After an idea for another crazy device, I decided that being able to control servos with the pyMCU, a real-world Python language interface, would be a good skill to have. Fortunately, I had a few miniature servos on a helicopter frame left over from “Boxie the Creepster,” and decided to hook them up.
The pyMCU site has a good tutorial about hooking up a servo to this board. This was a great introduction, and I had one servo tested in no time. One difference between what I did and the tutorial, is that I didn’t hook up an external power supply. This didn’t appear to be a problem, as there was very little load on the servos. Depending on your servos (mine included) the wire color may be different than the tutorial.
After using only one servo got old, I decided to hook up two at once. This was easy as well, and part of the code was duplicated in order to make the second servo work on a separate pin. Servos currently cannot be controlled simultaneously with the pyMCU; instead one is actuated after another as shown in the first part of the video after the “read more” thing.

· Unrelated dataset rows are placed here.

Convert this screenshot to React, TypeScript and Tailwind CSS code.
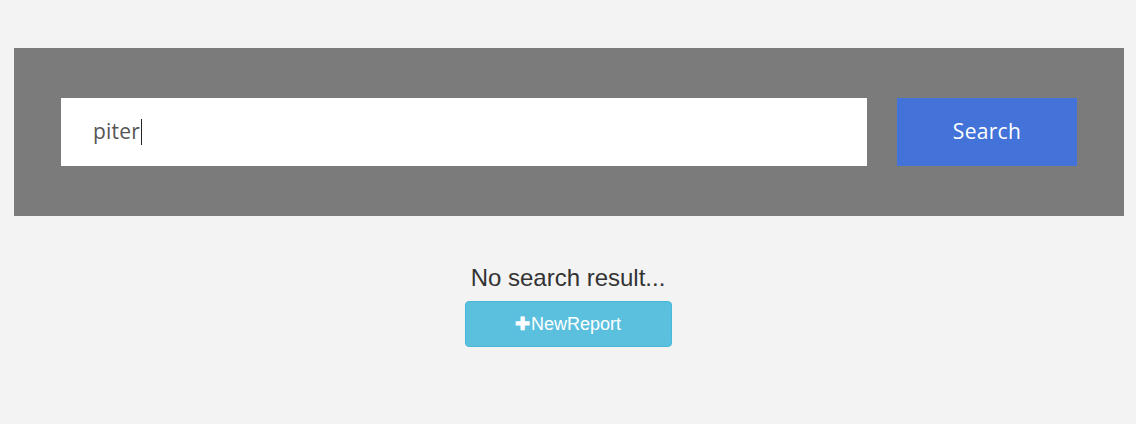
import React from "react";

export default function App() {
  return (
    <div className="min-h-[424px] w-full bg-[#f3f3f3] pt-[48px]">
      <div className="ml-[14px] mr-[12px] flex h-[168px] items-center gap-[30px] bg-[#7b7b7b] pl-[47px] pr-[47px]">
        <div className="flex h-[68px] flex-1 items-center bg-white pl-[32px]">
          <span className="text-[21px] tracking-[0.2px] text-[#555555]" style={{ fontFamily: '"Open Sans", sans-serif' }}>piter</span>
          <span className="ml-[1px] h-[26px] w-[1px] bg-[#222]" />
        </div>
        <button className="flex h-[68px] w-[180px] items-center justify-center bg-[#4373d9] text-[21px] tracking-[0.3px] text-white" style={{ fontFamily: '"Open Sans", sans-serif' }}>
          Search
        </button>
      </div>
      <div className="mt-[46px] flex flex-col items-center" style={{ fontFamily: '"Liberation Sans", Arial, sans-serif' }}>
        <div className="text-[24px] leading-[32px] text-[#333333]">No search result...</div>
        <button className="mt-[7px] flex h-[46px] w-[207px] items-center justify-center rounded-[4px] border border-[#46b8da] bg-[#5bc0de] text-[18px] text-white">
          <span className="mr-[1px] font-bold">✚</span>NewReport
        </button>
      </div>
    </div>
  );
}
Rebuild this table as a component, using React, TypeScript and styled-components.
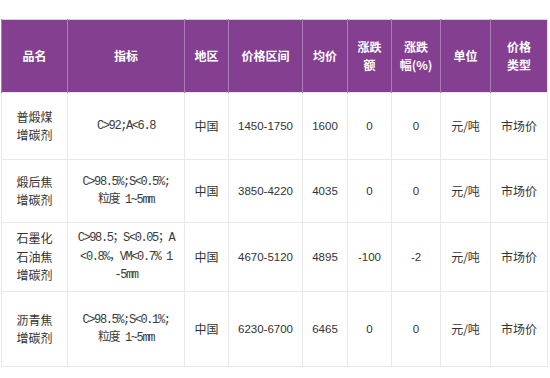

The code used in the first part of the video is a modified version of what’s on the pyMCU tutorial. The hold time is reduced to “20”, which seems to make them switch faster, while still allowing a seemingly full rotation.
After running the servos through their paces, I decided to program a simple GUI (graphical user interface) using Python’s “tkinter” module. This can be seen in the second part of the video, where I push a button with the mouse to control whether a servo is up or down. The code is available for download here. It’s pretty basic, but maybe someone would like to expand on it. You could really control a lot of things from LED lights to a remote control car using the pyMCU with a simple GUI like what is shown here.